Questo non fa di “Bulky” un libro autobiografico né un racconto che ruota soltanto intorno alla malattia. Il titolo stesso è sia un termine che troviamo su una cartella clinica per descrivere una particolare diagnosi, sia una parola dal significato metaforico. “Ingombrante” come qualcosa che è in un posto in cui non dovrebbe essere, nel caso della protagonista, Luce, una massa tumorale, ma anche “ingombrante” come qualcosa che si allarga nello spazio della nostra vita, una cosa che occupa spazio che noi non vorremmo fosse occupato in quel modo. Anche le protagoniste di questo libro combattono contro ciò che non vogliono più avere nella loro vita, in senso pratico e teorico. Si tratta di una storia fatta di conti in sospeso e di riscatti personali da ottenere».

Quindi di personale cosa c’è?
«L’esperienza della malattia, ovviamente, è narrata con precisione perché l’ho vissuta. Nella descrizione dei sintomi esprimo totalmente quello che ho provato sulla mia pelle: quando parlo di “camera sterile” e di allucinazioni, quando racconto che lei sente la Carrà, per esempio, è accaduto davvero a me. I personaggi, però, il modo in cui si muovono e le relazioni che intessono non c’entrano con me, o meglio c’entrano con chiunque: quello che succede a queste due donne può accadere a tutti».

“Ingombrante” è la parola che sintetizza tutto.
«Proprio all’inizio della storia c’è una parte della malattia che viene fuori con questo termine, mi è sembrata la parola migliore capace di racchiude in sé tanto una storia che racconta di qualcuno che si trova di fronte a qualcosa che gli fa male e non sente che gli appartiene, quanto quel momento in cui si sente l’esigenza di liberarsi di ciò che viene percepito come ingombrante nella proprio, rapporti o persone che siano».

Nel libro traspaiono dei momenti di felicità nati tramite un’amicizia coltivata in malattia: il dolore non porta soltanto negatività?
«Avendo provato sulla mia pelle un’esperienza del genere, mi sono resa conto che lo stato di malattia in cui vive il degente non è totalizzante come si percepisce dall’esterno.
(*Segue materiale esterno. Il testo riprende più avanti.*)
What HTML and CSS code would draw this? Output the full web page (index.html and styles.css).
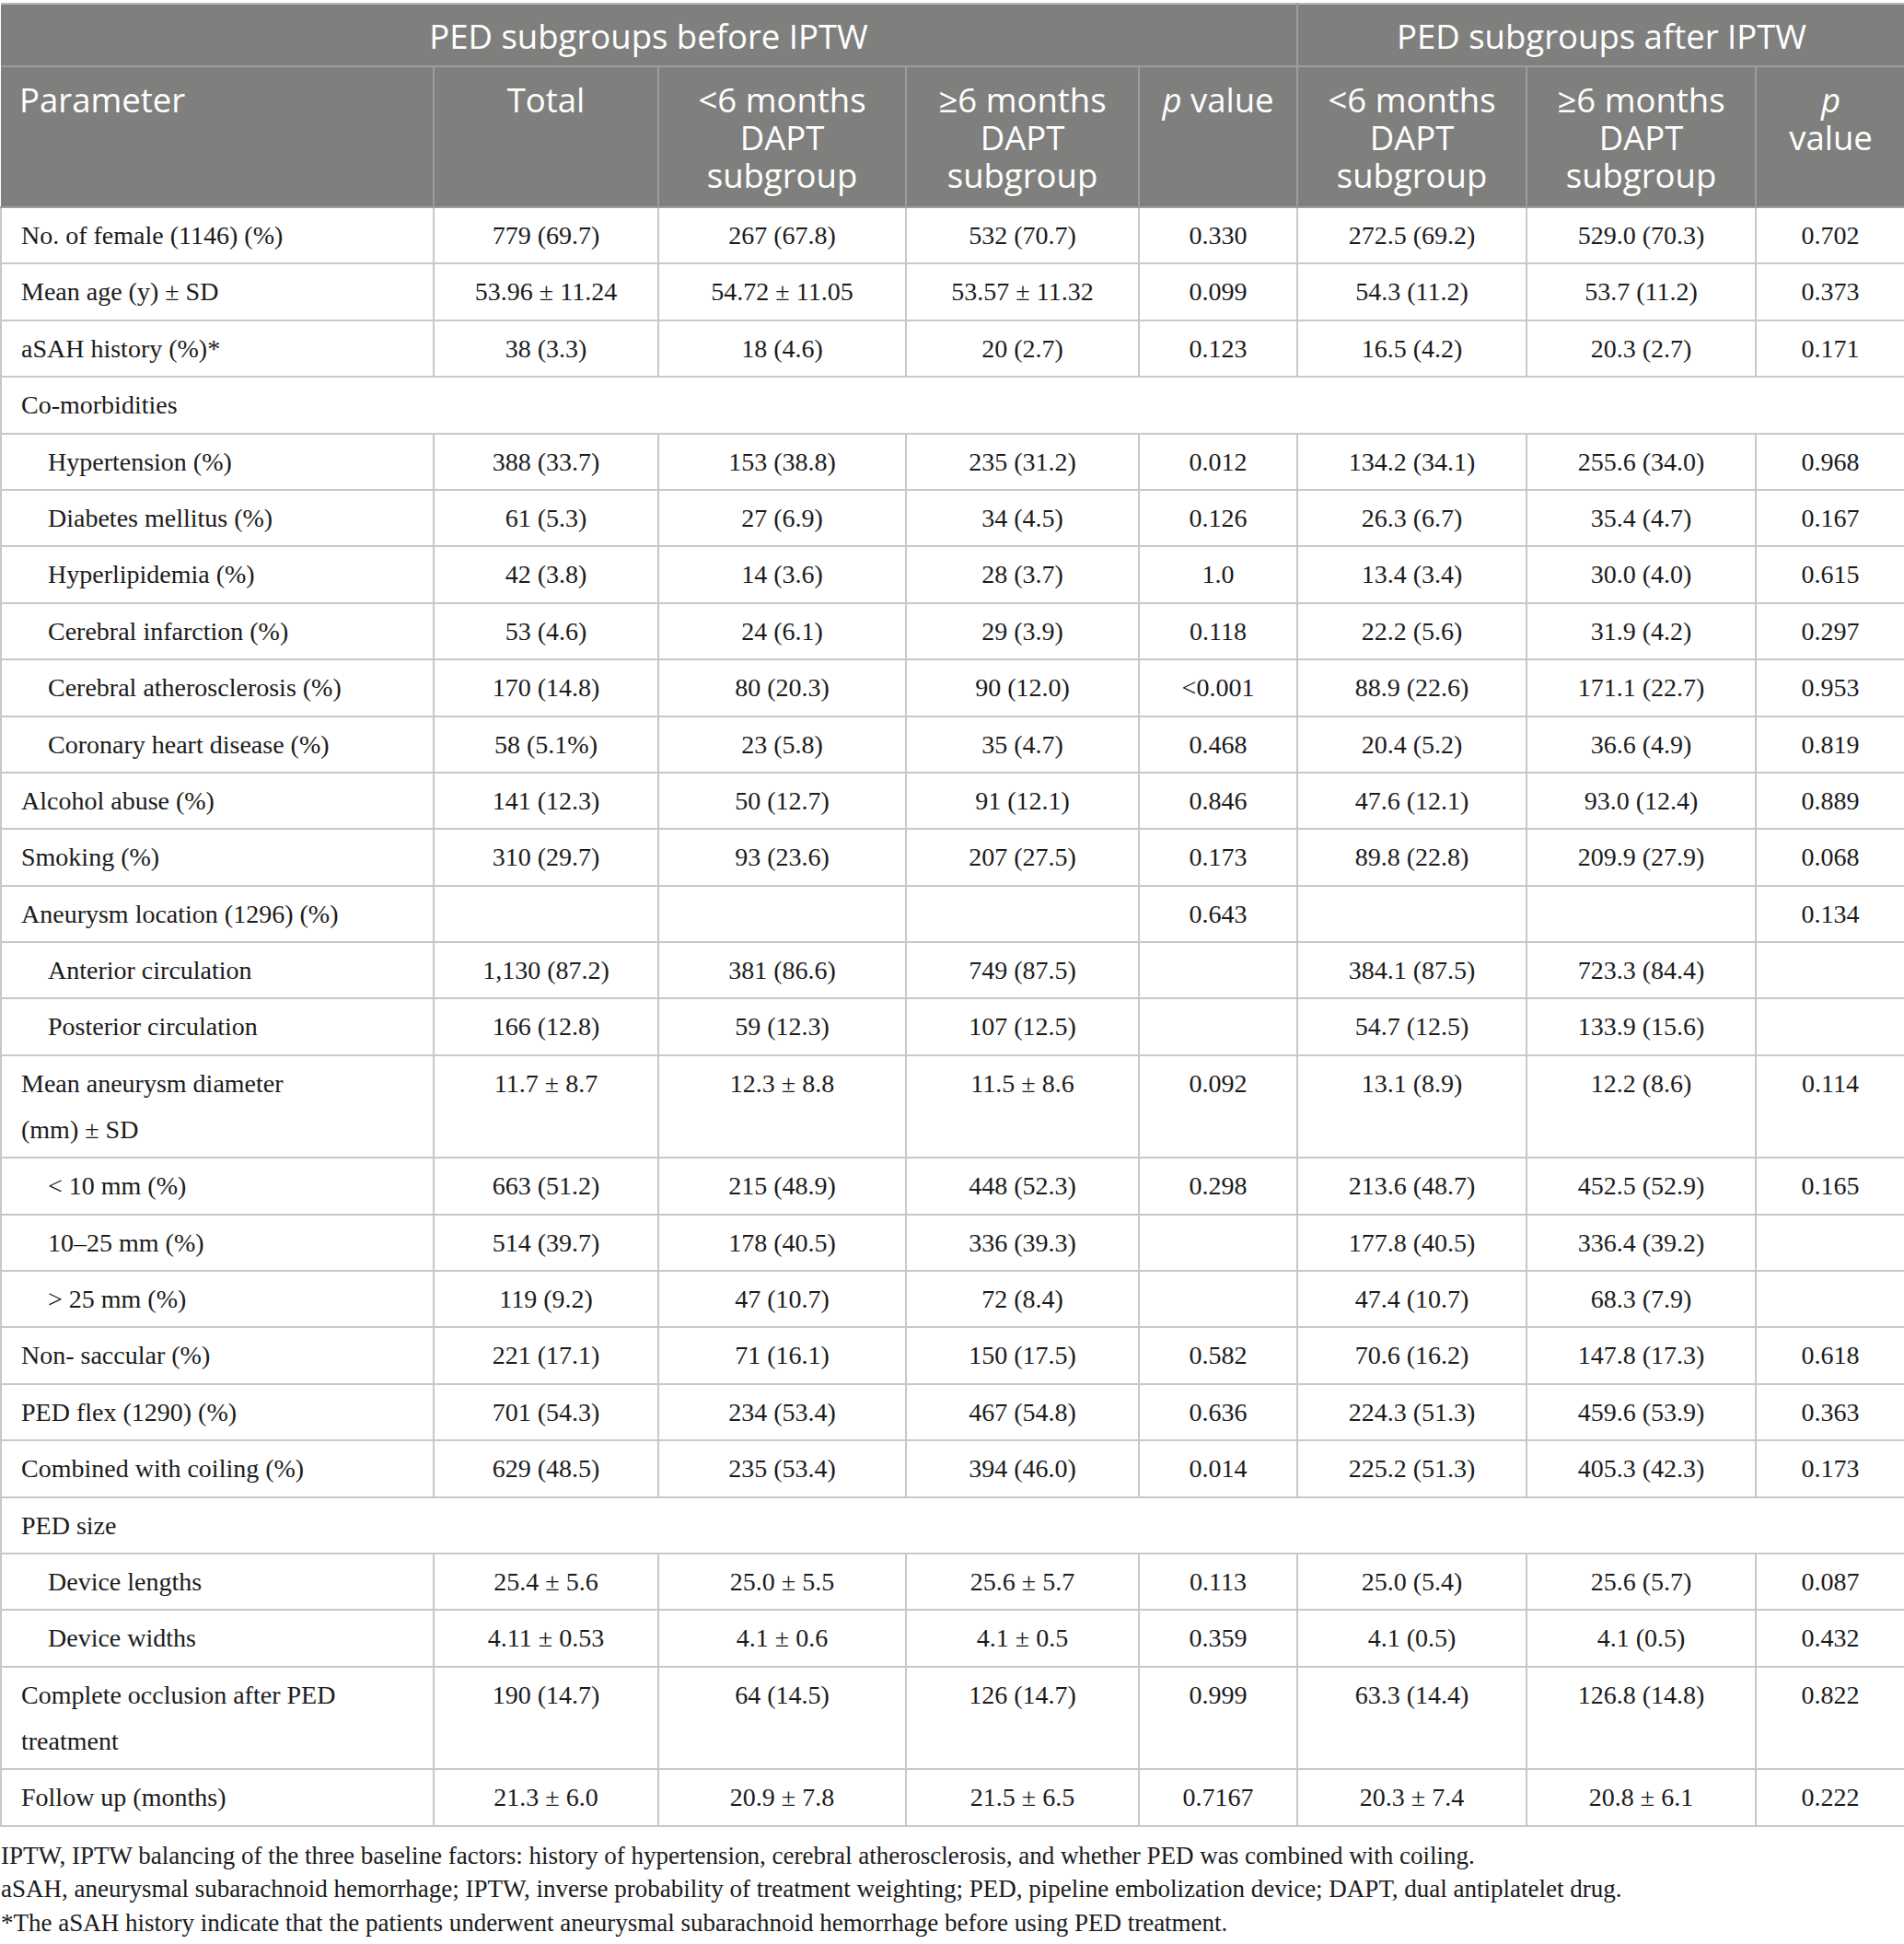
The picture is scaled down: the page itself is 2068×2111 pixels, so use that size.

Ci sono dei momenti positivi, nell’immaginario collettivo può sembrare assurdo, in quel momento è necessario non negare nessun sentimento provato. Non volevo raccontare la malattia come un dramma, ma nella sua realtà: a volte porta a galla emozioni negative, molte, che si provano, ad esempio, cercando di nascondere la rabbia versp quello che c’è da affrontare, il desiderio di fuga e di cambiamento, ma anche le emozioni positive. Questa è una storia vera fatta di felicità, di rabbia, di coraggio, di forza, di dolore e non racconta soltanto come viene vissuta la malattia dai malati, ma anche dagli affetti vicino, i loro sentimenti e i loro cambiamenti, perché la malattia colpisce tutti, rivoluziona chi si trova ad affrontarla ma anche le vite degli altri che sono vicine al malato».

Quanto ti ha cambiato la malattia?
«Non sono d’accordo con quanti dicono che la malattia e la sofferenza ti migliorano, semplicemente ti portano a scoprire quello che sei. Ti ritrovi a diventare privo di corazze, sei tu e basta. Io mi sento di poter dire che la malattia come altri episodi forti come questo, rendono tutto trasparente: è come se di punto in bianco tutto quello che pensavamo un momento prima non abbia più valenza, o meglio, come se quelle sovrastrutture a cui siamo abituati ad ancorare la nostra vita crollino e possiamo guardare la realtà per quella che è, possiamo guardarci allo specchio per quello che siamo. Certo, non è detto che il cambiamento sia forza positivo: ti vedi e vedi tutto e tutti diversamente, senza maschere. Diventi nudo e reale, essenziale, e può far male, come bene».